▶ What you should do:
Select lines where the word "this" appears.

▶ Records for the exercise:
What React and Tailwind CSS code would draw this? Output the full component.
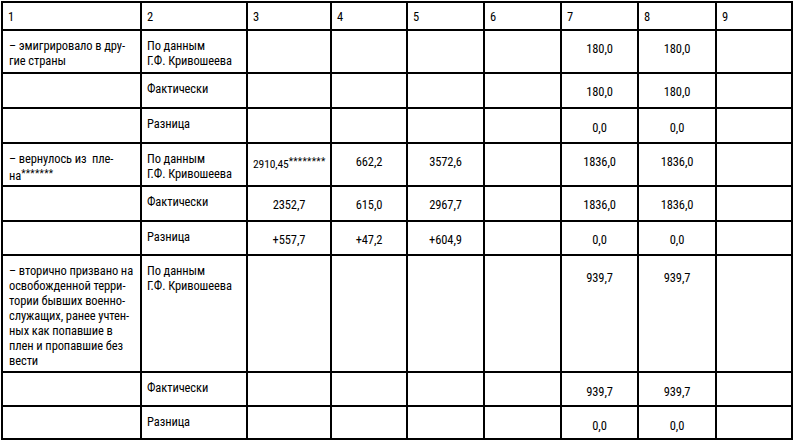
import React from 'react';

const widths = [139, 106, 84, 76, 77, 77, 77, 78, 76];

const KRIV = (
    <>
        По данным
        <br />
        Г.Ф. Кривошеева
    </>
);

const Star = ({ n }) => (
    <span className="text-[10px] tracking-[0.3px] align-[3px]">{'*'.repeat(n)}</span>
);

// each row: height, first column text, second column text, values for columns 3..9, top pad of the numbers
const rows = [
    { h: 43, label: <>– эмигрировало в дру-<br />гие страны</>, kind: KRIV, vals: ['', '', '', '', '180,0', '180,0', ''], np: 'pt-[10px]' },
    { h: 35, label: null, kind: 'Фактически', vals: ['', '', '', '', '180,0', '180,0', ''], np: 'pt-[10px]' },
    { h: 35, label: null, kind: 'Разница', vals: ['', '', '', '', '0,0', '0,0', ''], np: 'pt-[11px]' },
    {
        h: 43,
        label: <>– вернулось из&nbsp; пле-<br />на<Star n={7} /></>,
        kind: KRIV,
        vals: [<span className="text-[11.5px]">2910,45<Star n={8} /></span>, '662,2', '3572,6', '', '1836,0', '1836,0', ''],
        np: 'pt-[10px]',
    },
    { h: 35, label: null, kind: 'Фактически', vals: ['2352,7', '615,0', '2967,7', '', '1836,0', '1836,0', ''], np: 'pt-[10px]' },
    { h: 34, label: null, kind: 'Разница', vals: ['+557,7', '+47,2', '+604,9', '', '0,0', '0,0', ''], np: 'pt-[10px]' },
    {
        h: 117,
        label: (
            <>
                – вторично призвано на<br />
                освобожденной терри-<br />
                тории бывших военно-<br />
                служащих, ранее учтен-<br />
                ных как попавшие в<br />
                плен и пропавшие без<br />
                вести
            </>
        ),
        kind: KRIV,
        vals: ['', '', '', '', '939,7', '939,7', ''],
        np: 'pt-[14px]',
    },
    { h: 34, label: null, kind: 'Фактически', vals: ['', '', '', '', '939,7', '939,7', ''], np: 'pt-[11px]' },
    { h: 33, label: null, kind: 'Разница', vals: ['', '', '', '', '0,0', '0,0', ''], np: 'pt-[11px]' },
];

const base = 'border-2 border-black align-top px-[5px] whitespace-nowrap overflow-hidden';

export default function App() {
    return (
        <div className="w-[793px] h-[443px] bg-white text-black pt-[1px] pl-[1px] font-['Roboto',sans-serif]">
            <table className="table-fixed border-collapse text-[12.5px] leading-[15px] font-stretch-75% font-[450] tracking-[-0.1px] w-[790px]">
                <colgroup>
                    {widths.map((w, i) => (
                        <col key={i} style={{ width: w }} />
                    ))}
                </colgroup>
                <tbody>
                    <tr className="h-[28px]">
                        {widths.map((_, i) => (
                            <td key={i} className={base + ' pt-[6px]'}>
                                {i + 1}
                            </td>
                        ))}
                    </tr>
                    {rows.map((r, ri) => (
                        <tr key={ri} style={{ height: r.h }}>
                            <td className={base + ' pt-[7px] pl-[6px]'}>{r.label}</td>
                            <td className={base + ' pt-[7px]'}>{r.kind}</td>
                            {r.vals.map((v, vi) => (
                                <td key={vi} className={base + ' text-center ' + r.np}>
                                    {v}
                                </td>
                            ))}
                        </tr>
                    ))}
                </tbody>
            </table>
        </div>
    );
}
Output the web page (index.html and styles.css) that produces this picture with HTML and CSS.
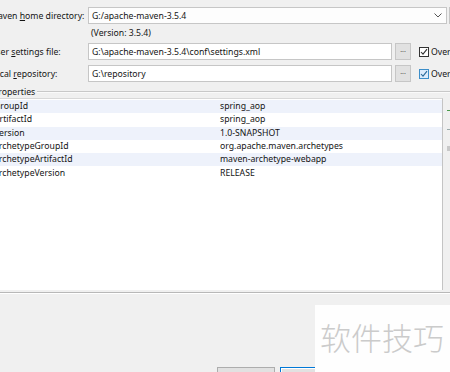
FILE: index.html
```html
<!DOCTYPE html>
<html lang="en">
<head>
    <meta charset="UTF-8">
    <meta name="viewport" content="width=device-width, initial-scale=1.0">
    <title>New Maven Project</title>
    <link rel="stylesheet" href="styles.css">
</head>
<body>
    <div class="dialog">
        <div class="settings">
            <div class="row">
                <label class="label">Maven <u>h</u>ome directory:</label>
                <div class="combo">
                    <span>G:/apache-maven-3.5.4</span>
                    <svg class="chevron" width="8" height="5" viewBox="0 0 8 5"><path d="M0.5 0.5 L4 4 L7.5 0.5" fill="none" stroke="#555" stroke-width="1"/></svg>
                </div>
                <button class="browse side">...</button>
            </div>
            <div class="version">(Version: 3.5.4)</div>
            <div class="row">
                <label class="label">User <u>s</u>ettings file:</label>
                <div class="field">G:\apache-maven-3.5.4\conf\settings.xml</div>
                <button class="browse">...</button>
                <label class="check">
                    <span class="box">
                        <svg width="8" height="8" viewBox="0 0 8 8"><path d="M1 4 L3 6.2 L7 1.2" fill="none" stroke="#333" stroke-width="1.1"/></svg>
                    </span>Override
                </label>
            </div>
            <div class="row">
                <label class="label">Local <u>r</u>epository:</label>
                <div class="field">G:\repository</div>
                <button class="browse">...</button>
                <label class="check">
                    <span class="box hot">
                        <svg width="8" height="8" viewBox="0 0 8 8"><path d="M1 4 L3 6.2 L7 1.2" fill="none" stroke="#2a6a9a" stroke-width="1.1"/></svg>
                    </span>Override
                </label>
            </div>
        </div>

        <div class="group">
            <div class="group-title">
                <span>Properties</span>
                <i class="group-line"></i>
            </div>
            <div class="group-body">
                <div class="props">
                    <table>
                        <tbody>
                            <tr class="alt"><td>GroupId</td><td>spring_aop</td></tr>
                            <tr><td>ArtifactId</td><td>spring_aop</td></tr>
                            <tr class="alt"><td>Version</td><td>1.0-SNAPSHOT</td></tr>
                            <tr><td>archetypeGroupId</td><td>org.apache.maven.archetypes</td></tr>
                            <tr class="alt"><td>archetypeArtifactId</td><td>maven-archetype-webapp</td></tr>
                            <tr><td>archetypeVersion</td><td>RELEASE</td></tr>
                        </tbody>
                    </table>
                </div>
                <div class="tools">
                    <span class="tool add"></span>
                    <span class="tool remove"></span>
                    <span class="tool edit"></span>
                </div>
            </div>
        </div>

        <div class="footer">
            <button class="btn">Previous</button>
            <button class="btn primary">Next</button>
            <button class="btn">Finish</button>
        </div>
    </div>

    <div class="watermark">软件技巧</div>
</body>
</html>
```

FILE: styles.css
```css
:root {
    --dialog-bg: #f0f0f0;
    --text-color: #141414;
    --field-border: #c6c6c6;
    --button-bg: #e1e1e1;
    --button-border: #adadad;
    --row-alt: #eef2fb;
    --accent: #0078d7;
}

body {
    margin: 0;
    width: 450px;
    height: 372px;
    overflow: hidden;
    background-color: var(--dialog-bg);
    color: var(--text-color);
    font-family: 'Noto Sans', 'Noto Sans CJK SC', sans-serif;
    font-size: 8.7px;
    position: relative;
}

.dialog {
    margin-left: -10px;
    width: 470px;
}

.settings {
    padding-top: 7px;
}

.row {
    display: flex;
    align-items: center;
    height: 17px;
}

.row + .row {
    margin-top: 5px;
}

.label {
    width: 98px;
    flex: none;
    white-space: nowrap;
}

.combo,
.field {
    box-sizing: border-box;
    height: 17px;
    border: 1px solid var(--field-border);
    background: white;
    padding: 0 3px;
    display: flex;
    align-items: center;
    white-space: nowrap;
    overflow: hidden;
    flex: none;
}

.combo {
    width: 359px;
    justify-content: space-between;
    background: #fdfdfd;
}

.chevron {
    margin-right: 1px;
}

.field {
    width: 304px;
}

.browse {
    box-sizing: border-box;
    width: 16px;
    height: 17px;
    margin-left: 3px;
    padding: 0 0 4px;
    border: 1px solid var(--field-border);
    background: var(--button-bg);
    color: #555;
    font: inherit;
    font-size: 7px;
    flex: none;
}

.browse.side {
    margin-left: 2px;
    color: transparent;
}

.check {
    display: flex;
    align-items: center;
    margin-left: 8px;
    white-space: nowrap;
}

.box {
    box-sizing: border-box;
    width: 10px;
    height: 10px;
    border: 1px solid #333;
    background: white;
    display: flex;
    align-items: center;
    justify-content: center;
    margin-right: 2px;
}

.box.hot {
    border-color: #3d8ec9;
    background: #dcecfc;
}

.version {
    height: 19px;
    line-height: 19px;
    padding-left: 101px;
}

.group {
    margin-top: 4px;
}

.group-title {
    display: flex;
    align-items: center;
    height: 12px;
    padding-left: 3px;
}

.group-line {
    flex: 1;
    margin-left: 2px;
    border-top: 1px solid #c8c8c8;
    border-bottom: 1px solid #fafafa;
}

.group-body {
    display: flex;
}

.props {
    box-sizing: border-box;
    width: 453px;
    height: 192px;
    background: white;
    border-top: 1px solid #d8d8d8;
    border-right: 1px solid #c4c4c4;
    flex: none;
}

table {
    width: 100%;
    border-collapse: collapse;
    margin-top: 1px;
}

td {
    height: 13.3px;
    padding: 0 0 0 4px;
    line-height: 13px;
    white-space: nowrap;
}

td:first-child {
    width: 222px;
}

tr.alt td {
    background-color: var(--row-alt);
}

.tools {
    display: flex;
    flex-direction: column;
    margin-left: 4px;
    padding-top: 9px;
    gap: 11px;
}

.tool {
    width: 8px;
    height: 8px;
    position: relative;
}

.tool::before {
    content: '';
    position: absolute;
    left: 0;
    top: 3px;
    width: 8px;
    height: 1px;
    background: #9aa;
}

.tool.add::before {
    background: #4a9a4a;
}

.tool.edit::before {
    top: 1px;
    height: 5px;
    width: 3px;
    background: #c8c8c8;
}

.footer {
    margin-top: 2px;
    border-top: 1px solid #b8b8b8;
    box-shadow: inset 0 1px 0 #fff;
    padding-top: 74px;
    padding-left: 227px;
    display: flex;
    gap: 5px;
}

.btn {
    box-sizing: border-box;
    width: 58px;
    height: 22px;
    border: 1px solid var(--button-border);
    background: var(--button-bg);
    font: inherit;
    color: var(--text-color);
    padding: 0;
    flex: none;
}

.btn.primary {
    border: 1px solid var(--accent);
    box-shadow: inset 0 0 0 1px #fff;
}

.watermark {
    position: absolute;
    left: 315px;
    top: 305px;
    width: 135px;
    height: 67px;
    background: #fefefe;
    color: #cbcbcb;
    font-family: 'Noto Sans CJK SC', sans-serif;
    font-size: 31px;
    font-weight: 300;
    line-height: 64px;
    padding-left: 5px;
    box-sizing: border-box;
    white-space: nowrap;
}
```
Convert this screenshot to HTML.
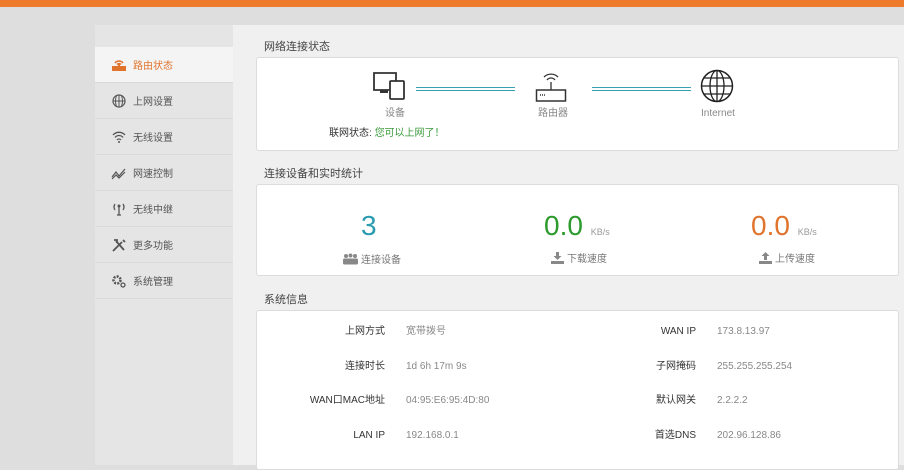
<!DOCTYPE html>
<html><head><meta charset="utf-8"><style>
*{margin:0;padding:0;box-sizing:border-box}
body{width:904px;height:457px;overflow:hidden;background:#dedede;font-family:"Liberation Sans","Noto Sans CJK SC",sans-serif;position:relative;color:#333}
.top{position:absolute;left:0;top:0;width:904px;height:7px;background:#ee7a2b}
.side{position:absolute;left:95px;top:25px;width:138px;height:440px;background:#e5e5e5}
.item{position:absolute;left:0;width:138px;height:36px;border-bottom:1px solid #dadada;font-size:10px;color:#555;line-height:40px;padding-left:38px}
.item.act{background:#f4f4f4;color:#e0742c}
.ic{position:absolute;left:16px;top:11px;width:16px;height:14px}
.main{position:absolute;left:233px;top:25px;width:671px;height:440px;background:#f0f0f0}
.h{position:absolute;left:264px;font-size:11px;color:#444;line-height:12px}
.card{position:absolute;left:256px;width:643px;background:#fff;border:1px solid #dcdcdc;border-radius:3px}
.lbl{position:absolute;font-size:10px;color:#888;line-height:12px}
.big{position:absolute;font-size:28px;font-family:"Liberation Sans",sans-serif;line-height:30px}
.kb{font-size:9px;color:#999}
.r{position:absolute;font-size:10px;color:#333;text-align:right;line-height:12px}
.v{position:absolute;font-size:10px;color:#888;line-height:12px}
.line{position:absolute;height:4px;border-top:1px solid #3a9fb0;border-bottom:1px solid #3a9fb0}
.si{display:inline-block;vertical-align:-2px;margin-right:3px}
</style></head><body>
<div class="top"></div>
<div class="side">
<div class="item act" style="top:22px;height:36px">
<svg class="ic" viewBox="0 0 16 14"><path d="M4 5a5 5 0 0 1 8 0M6 6.5a2.5 2.5 0 0 1 4 0" stroke="#e0742c" fill="none" stroke-width="1.5"/><rect x="1" y="8" width="14" height="5" fill="#e0742c"/><rect x="7" y="6" width="2" height="2" fill="#e0742c"/></svg>路由状态</div>
<div class="item" style="top:58px"><svg class="ic" viewBox="0 0 16 14"><circle cx="8" cy="7" r="6" fill="none" stroke="#555" stroke-width="1.2"/><path d="M2 7h12M8 1v12M5.5 1.5q-2 5.5 0 11M10.5 1.5q2 5.5 0 11" stroke="#555" fill="none"/></svg>上网设置</div>
<div class="item" style="top:94px"><svg class="ic" viewBox="0 0 16 14"><path d="M2 5a8 8 0 0 1 12 0M4 7.5a5 5 0 0 1 8 0M6 10a2.5 2.5 0 0 1 4 0" stroke="#555" fill="none" stroke-width="1.3"/><circle cx="8" cy="12" r="1" fill="#555"/></svg>无线设置</div>
<div class="item" style="top:130px"><svg class="ic" viewBox="0 0 16 14"><path d="M1 11l4-5 3 4 6-7M1 13l4-4 3 3 6-6" stroke="#555" fill="none" stroke-width="1.2"/></svg>网速控制</div>
<div class="item" style="top:166px"><svg class="ic" viewBox="0 0 16 14"><path d="M8 5v8M6 13h4M4 2q-2 3 0 6M12 2q2 3 0 6" stroke="#555" fill="none" stroke-width="1.3"/><circle cx="8" cy="4" r="1.5" fill="#555"/></svg>无线中继</div>
<div class="item" style="top:202px"><svg class="ic" viewBox="0 0 16 14"><path d="M2 13l9-9M5 3l8 9M3 2l3 0 0 3M12 2l2 2" stroke="#555" fill="none" stroke-width="1.8"/></svg>更多功能</div>
<div class="item" style="top:238px"><svg class="ic" viewBox="0 0 16 14"><circle cx="6" cy="6" r="3.5" fill="none" stroke="#555" stroke-width="2.5" stroke-dasharray="2 1.2"/><circle cx="12" cy="11" r="2" fill="none" stroke="#555" stroke-width="1.3"/></svg>系统管理</div>
</div>
<div class="main"></div>
<div class="h" style="top:41px">网络连接状态</div>
<div class="card" style="top:57px;height:94px"></div>
<svg style="position:absolute;left:372px;top:71px" width="34" height="30" viewBox="0 0 34 30"><path d="M2 2h22v17H2z" fill="none" stroke="#333" stroke-width="1.8"/><rect x="8" y="19" width="8" height="3" fill="#333"/><rect x="18" y="10" width="14" height="18" fill="#fff" stroke="#333" stroke-width="1.8" rx="1"/></svg>
<div class="line" style="left:416px;top:87px;width:99px"></div>
<svg style="position:absolute;left:535px;top:70px" width="32" height="33" viewBox="0 0 32 33"><path d="M9 7a10 10 0 0 1 14 0M12 10a5 5 0 0 1 8 0" stroke="#333" fill="none" stroke-width="1.3"/><path d="M16 12v8" stroke="#333" stroke-width="1.3"/><rect x="1.5" y="20" width="29" height="11" fill="none" stroke="#333" stroke-width="1.5"/><path d="M5 25h5" stroke="#333" stroke-width="1.5" stroke-dasharray="1 1"/></svg>
<div class="line" style="left:592px;top:87px;width:99px"></div>
<svg style="position:absolute;left:700px;top:69px" width="34" height="34" viewBox="0 0 34 34"><circle cx="17" cy="17" r="15.5" fill="none" stroke="#222" stroke-width="1.5"/><ellipse cx="17" cy="17" rx="7" ry="15.5" fill="none" stroke="#222" stroke-width="1.3"/><path d="M17 1.5v31M1.5 17h31M4 9h26M4 25h26" stroke="#222" stroke-width="1.3"/></svg>
<div class="lbl" style="left:385px;top:108px">设备</div>
<div class="lbl" style="left:538px;top:108px">路由器</div>
<div class="lbl" style="left:701px;top:108px">Internet</div>
<div style="position:absolute;left:329px;top:128px;font-size:10px;color:#333;line-height:12px">联网状态: <span style="color:#3a9a3a">您可以上网了！</span></div>
<div class="h" style="top:168px">连接设备和实时统计</div>
<div class="card" style="top:184px;height:92px"></div>
<div class="big" style="left:361px;top:211px;color:#2a9bb0">3</div>
<div class="big" style="left:544px;top:211px;color:#2c9a2c">0.0 <span class="kb">KB/s</span></div>
<div class="big" style="left:751px;top:211px;color:#e0742c">0.0 <span class="kb">KB/s</span></div>
<div class="lbl" style="left:343px;top:253px;color:#777"><svg class="si" width="15" height="12" viewBox="0 0 15 12"><circle cx="3" cy="3" r="2" fill="#888"/><circle cx="7.5" cy="2.5" r="2" fill="#888"/><circle cx="12" cy="3" r="2" fill="#888"/><rect x="0" y="5.5" width="15" height="6" rx="1.5" fill="#888"/></svg>连接设备</div>
<div class="lbl" style="left:551px;top:252px;color:#777"><svg class="si" width="13" height="12" viewBox="0 0 13 12"><path d="M5 0h3v4h2.5L6.5 8 2.5 4H5z" fill="#888"/><rect x="0" y="9" width="13" height="3" fill="#888"/></svg>下载速度</div>
<div class="lbl" style="left:759px;top:252px;color:#777"><svg class="si" width="13" height="12" viewBox="0 0 13 12"><path d="M5 8h3V4h2.5L6.5 0 2.5 4H5z" fill="#888"/><rect x="0" y="9" width="13" height="3" fill="#888"/></svg>上传速度</div>
<div class="h" style="top:294px">系统信息</div>
<div class="card" style="top:310px;height:160px"></div>
<div class="r" style="left:300px;width:85px;top:326px">上网方式</div><div class="v" style="left:406px;top:326px">宽带拨号</div>
<div class="r" style="left:300px;width:85px;top:361px">连接时长</div><div class="v" style="left:406px;top:361px">1d 6h 17m 9s</div>
<div class="r" style="left:290px;width:95px;top:395px">WAN口MAC地址</div><div class="v" style="left:406px;top:395px">04:95:E6:95:4D:80</div>
<div class="r" style="left:300px;width:85px;top:430px">LAN IP</div><div class="v" style="left:406px;top:430px">192.168.0.1</div>
<div class="r" style="left:610px;width:86px;top:326px">WAN IP</div><div class="v" style="left:717px;top:326px">173.8.13.97</div>
<div class="r" style="left:610px;width:86px;top:361px">子网掩码</div><div class="v" style="left:717px;top:361px">255.255.255.254</div>
<div class="r" style="left:610px;width:86px;top:395px">默认网关</div><div class="v" style="left:717px;top:395px">2.2.2.2</div>
<div class="r" style="left:610px;width:86px;top:430px">首选DNS</div><div class="v" style="left:717px;top:430px">202.96.128.86</div>
</body></html>
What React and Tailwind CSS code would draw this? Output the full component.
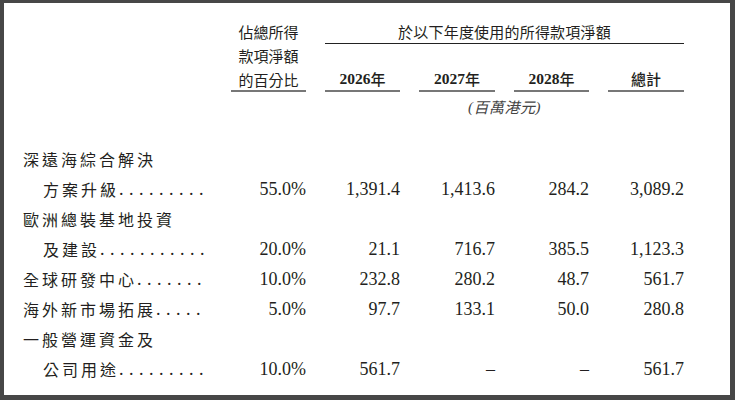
import React from "react";

const CJK = "font-['Noto_Sans_CJK_TC','Noto_Sans_CJK_SC',sans-serif]";
const SERIF = "font-['Liberation_Serif','Noto_Sans_CJK_TC',serif]";

const rows = [
  { label: "深遠海綜合解決", indent: false },
  { label: "方案升級", indent: true, dots: 9, vals: ["55.0%", "1,391.4", "1,413.6", "284.2", "3,089.2"] },
  { label: "歐洲總裝基地投資", indent: false },
  { label: "及建設", indent: true, dots: 11, vals: ["20.0%", "21.1", "716.7", "385.5", "1,123.3"] },
  { label: "全球研發中心", indent: false, dots: 7, vals: ["10.0%", "232.8", "280.2", "48.7", "561.7"] },
  { label: "海外新市場拓展", indent: false, dots: 5, vals: ["5.0%", "97.7", "133.1", "50.0", "280.8"] },
  { label: "一般營運資金及", indent: false },
  { label: "公司用途", indent: true, dots: 9, vals: ["10.0%", "561.7", "–", "–", "561.7"] },
];

const cols = "grid grid-cols-[189px_75px_75px_76px_75px_76px] gap-x-[19px]";

export default function App() {
  return (
    <div className="w-[735px] h-[400px] bg-[#474747] pt-[3px] pl-[4px] pr-[5px] pb-[5px]">
      <div className="h-full bg-white pl-[19px] pt-[17px] text-[#231f20]">
        {/* header */}
        <div className={`${cols} grid-rows-[24px_24px_24px]`}>
          <div className={`col-start-2 row-start-1 row-span-3 flex flex-col items-center border-b-2 border-[#777] text-[15px] leading-[24px] ${CJK}`}>
            <span>佔總所得</span>
            <span>款項淨額</span>
            <span>的百分比</span>
          </div>
          <div className={`col-start-3 col-span-4 row-start-1 flex items-center justify-center border-b border-[#222] text-[15px] leading-[24px] tracking-[0.2px] ${CJK}`}>
            於以下年度使用的所得款項淨額
          </div>
          {["2026", "2027", "2028"].map((y, i) => (
            <div
              key={y}
              className={`row-start-3 flex items-center justify-center border-b-2 border-[#777] text-[15px] leading-[22px] ${i === 0 ? "col-start-3" : i === 1 ? "col-start-4" : "col-start-5"}`}
            >
              <span className="font-['Liberation_Serif',serif] font-bold text-[15.5px]">{y}</span>
              <span className={`${CJK} font-medium`}>年</span>
            </div>
          ))}
          <div className={`col-start-6 row-start-3 flex items-center justify-center border-b-2 border-[#777] text-[15px] leading-[22px] font-medium ${CJK}`}>
            總計
          </div>
        </div>
        <div className={`${cols} h-[30px]`}>
          <div className={`col-start-3 col-span-4 flex items-center justify-center italic text-[15px] text-[#444] tracking-[0.5px] ${SERIF}`}>
            (<span className={CJK}>百萬港元</span>)
          </div>
        </div>
        {/* data */}
        <div className="mt-[22px]">
          {rows.map((r, idx) => (
            <div key={idx} className={`${cols} h-[30px] items-center`}>
              <div className={`flex items-center whitespace-nowrap ${r.indent ? "pl-[20px]" : ""}`}>
                <span className={`text-[16px] leading-[30px] tracking-[3px] ${CJK}`}>{r.label}</span>
                {r.dots ? (
                  <span className="font-['Liberation_Serif',serif] text-[18px] leading-[30px] tracking-[5.5px]">
                    {".".repeat(r.dots)}
                  </span>
                ) : null}
              </div>
              {r.vals
                ? r.vals.map((v, j) => (
                    <div key={j} className="text-right font-['Liberation_Serif',serif] text-[18px] leading-[30px]">
                      {v}
                    </div>
                  ))
                : null}
            </div>
          ))}
        </div>
      </div>
    </div>
  );
}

▶ Response to the task:
What React and Tailwind CSS code would draw this? Output the full component.
Output the web page (index.html and styles.css) that produces this picture with HTML and CSS.
Convert this screenshot to HTML.
What React and Tailwind CSS code would draw this? Output the full component.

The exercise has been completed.